Goal of the exercise:
Give a verbatim copy of the lines below, minus the pictures.

[BEGIN]

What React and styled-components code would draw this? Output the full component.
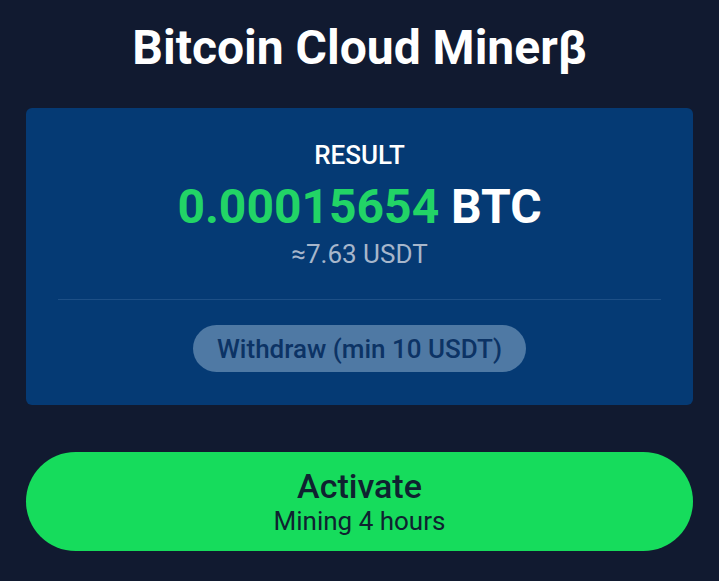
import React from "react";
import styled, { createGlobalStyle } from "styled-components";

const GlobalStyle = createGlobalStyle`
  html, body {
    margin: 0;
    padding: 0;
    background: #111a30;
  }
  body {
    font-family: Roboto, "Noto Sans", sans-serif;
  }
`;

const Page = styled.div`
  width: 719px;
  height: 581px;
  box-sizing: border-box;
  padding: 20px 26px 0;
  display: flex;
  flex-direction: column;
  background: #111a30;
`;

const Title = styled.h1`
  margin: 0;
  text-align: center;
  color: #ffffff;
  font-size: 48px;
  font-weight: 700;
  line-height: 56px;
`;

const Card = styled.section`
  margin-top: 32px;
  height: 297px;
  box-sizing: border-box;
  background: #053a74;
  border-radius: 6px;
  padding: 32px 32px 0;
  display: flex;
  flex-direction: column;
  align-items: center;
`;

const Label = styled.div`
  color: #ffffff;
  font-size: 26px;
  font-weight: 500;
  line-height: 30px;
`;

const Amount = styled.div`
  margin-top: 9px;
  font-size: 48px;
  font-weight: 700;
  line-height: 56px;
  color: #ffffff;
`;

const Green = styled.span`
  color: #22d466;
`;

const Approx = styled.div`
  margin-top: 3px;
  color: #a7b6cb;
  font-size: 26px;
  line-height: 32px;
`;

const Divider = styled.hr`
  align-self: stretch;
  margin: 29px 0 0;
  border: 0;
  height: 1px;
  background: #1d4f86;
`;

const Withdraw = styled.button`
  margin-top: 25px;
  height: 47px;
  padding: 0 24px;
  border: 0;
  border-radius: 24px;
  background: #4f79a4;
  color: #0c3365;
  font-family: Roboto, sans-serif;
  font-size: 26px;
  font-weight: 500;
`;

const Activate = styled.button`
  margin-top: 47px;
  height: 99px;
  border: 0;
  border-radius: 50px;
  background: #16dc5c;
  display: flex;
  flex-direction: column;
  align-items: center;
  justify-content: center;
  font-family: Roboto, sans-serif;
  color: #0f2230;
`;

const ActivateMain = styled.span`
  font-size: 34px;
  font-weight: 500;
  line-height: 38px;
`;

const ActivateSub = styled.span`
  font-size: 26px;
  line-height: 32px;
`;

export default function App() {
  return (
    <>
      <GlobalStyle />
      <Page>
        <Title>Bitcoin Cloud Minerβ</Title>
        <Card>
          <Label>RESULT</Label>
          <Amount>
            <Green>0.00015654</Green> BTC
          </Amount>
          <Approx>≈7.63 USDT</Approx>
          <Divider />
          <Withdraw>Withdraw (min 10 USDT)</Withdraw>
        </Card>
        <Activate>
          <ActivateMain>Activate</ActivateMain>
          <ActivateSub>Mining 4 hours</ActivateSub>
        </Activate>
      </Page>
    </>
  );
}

[END]

Solution to the exercise:
What React and styled-components code would draw this? Output the full component.
import React from "react";
import styled, { createGlobalStyle } from "styled-components";

const GlobalStyle = createGlobalStyle`
  html, body {
    margin: 0;
    padding: 0;
    background: #111a30;
  }
  body {
    font-family: Roboto, "Noto Sans", sans-serif;
  }
`;

const Page = styled.div`
  width: 719px;
  height: 581px;
  box-sizing: border-box;
  padding: 20px 26px 0;
  display: flex;
  flex-direction: column;
  background: #111a30;
`;

const Title = styled.h1`
  margin: 0;
  text-align: center;
  color: #ffffff;
  font-size: 48px;
  font-weight: 700;
  line-height: 56px;
`;

const Card = styled.section`
  margin-top: 32px;
  height: 297px;
  box-sizing: border-box;
  background: #053a74;
  border-radius: 6px;
  padding: 32px 32px 0;
  display: flex;
  flex-direction: column;
  align-items: center;
`;

const Label = styled.div`
  color: #ffffff;
  font-size: 26px;
  font-weight: 500;
  line-height: 30px;
`;

const Amount = styled.div`
  margin-top: 9px;
  font-size: 48px;
  font-weight: 700;
  line-height: 56px;
  color: #ffffff;
`;

const Green = styled.span`
  color: #22d466;
`;

const Approx = styled.div`
  margin-top: 3px;
  color: #a7b6cb;
  font-size: 26px;
  line-height: 32px;
`;

const Divider = styled.hr`
  align-self: stretch;
  margin: 29px 0 0;
  border: 0;
  height: 1px;
  background: #1d4f86;
`;

const Withdraw = styled.button`
  margin-top: 25px;
  height: 47px;
  padding: 0 24px;
  border: 0;
  border-radius: 24px;
  background: #4f79a4;
  color: #0c3365;
  font-family: Roboto, sans-serif;
  font-size: 26px;
  font-weight: 500;
`;

const Activate = styled.button`
  margin-top: 47px;
  height: 99px;
  border: 0;
  border-radius: 50px;
  background: #16dc5c;
  display: flex;
  flex-direction: column;
  align-items: center;
  justify-content: center;
  font-family: Roboto, sans-serif;
  color: #0f2230;
`;

const ActivateMain = styled.span`
  font-size: 34px;
  font-weight: 500;
  line-height: 38px;
`;

const ActivateSub = styled.span`
  font-size: 26px;
  line-height: 32px;
`;

export default function App() {
  return (
    <>
      <GlobalStyle />
      <Page>
        <Title>Bitcoin Cloud Minerβ</Title>
        <Card>
          <Label>RESULT</Label>
          <Amount>
            <Green>0.00015654</Green> BTC
          </Amount>
          <Approx>≈7.63 USDT</Approx>
          <Divider />
          <Withdraw>Withdraw (min 10 USDT)</Withdraw>
        </Card>
        <Activate>
          <ActivateMain>Activate</ActivateMain>
          <ActivateSub>Mining 4 hours</ActivateSub>
        </Activate>
      </Page>
    </>
  );
}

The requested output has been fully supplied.